Впрочем, догадываясь, что все это является слишком абстрактным и искусственным, философ все же пытался дать некое реальное основание предполагаемому им новому общественному устройству и говорил, что оно основано на совместном труде. Совместный ТРУД — источник благополучия людей и их счастья.
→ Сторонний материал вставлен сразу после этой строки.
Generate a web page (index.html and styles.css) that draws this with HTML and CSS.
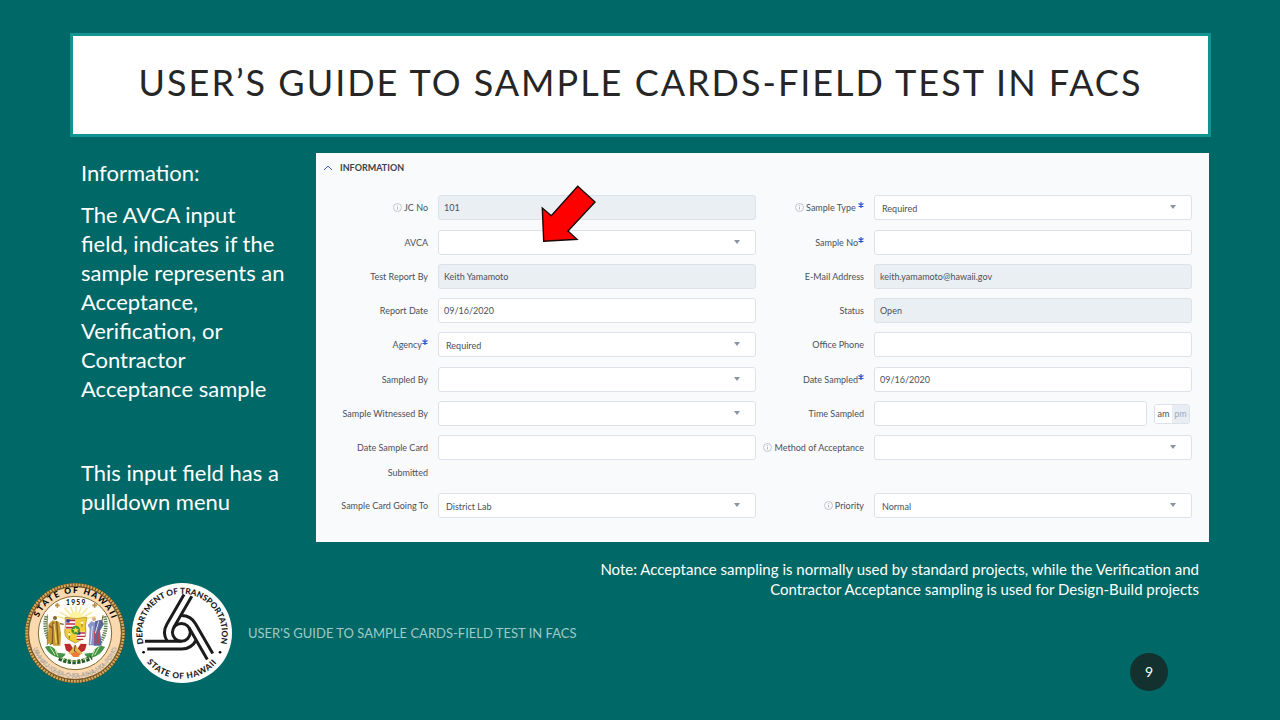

Сковорода не высказал в собранном виде в каком-либо определенном произведении свои представления о том общественном устройстве, о котором он мечтал и к которому стремился. Его высказывания о будущих формах общежития разбросаны в различных произведениях, как, например, в «Наркиссе», «Асхани», «Разговоре пяти путников о истинном щастии в жизни», «Беседе, нареченной двое», в «Жене Лотовой», «Алфавите, или Букваре мира», «Иконе Алкивиадской», «Потопе змиином» и во многих других произведениях и притчах. Поэтому картину предполагаемого им будущего общественного устройства можно представить только по отдельным высказываниям, разбросанным в различных его философских и литературных произведениях. В произведении «Алфавит, или Букварь мира», например, он выдвигает глубокую и диалектическую мысль по вопросу о равенстве. Правда, эти мысли сопряжены были не с будущим общественным устройством, а со «сродностью», с расположением к определенному виду труда, однако и этот вопрос имеет прямое отношение к его воззрениям на будущее общество. Так вот, говоря о равенстве, он утверждал, что только «неравное всем равенство» является действительным равенством, иллюстрируя это положение в образной форме: вокруг фонтана стоят неравные сосуды различных размеров, в равной мере наполняющиеся до краев сообразно со своей величиной.
24
В «Алфавите, или Букваре мира», «Иконе Алкивиадской», «Брани архистратига Михаила со сатаною», «Пря бесу со Варсавою», «Убогом Жайворонке» и многих других.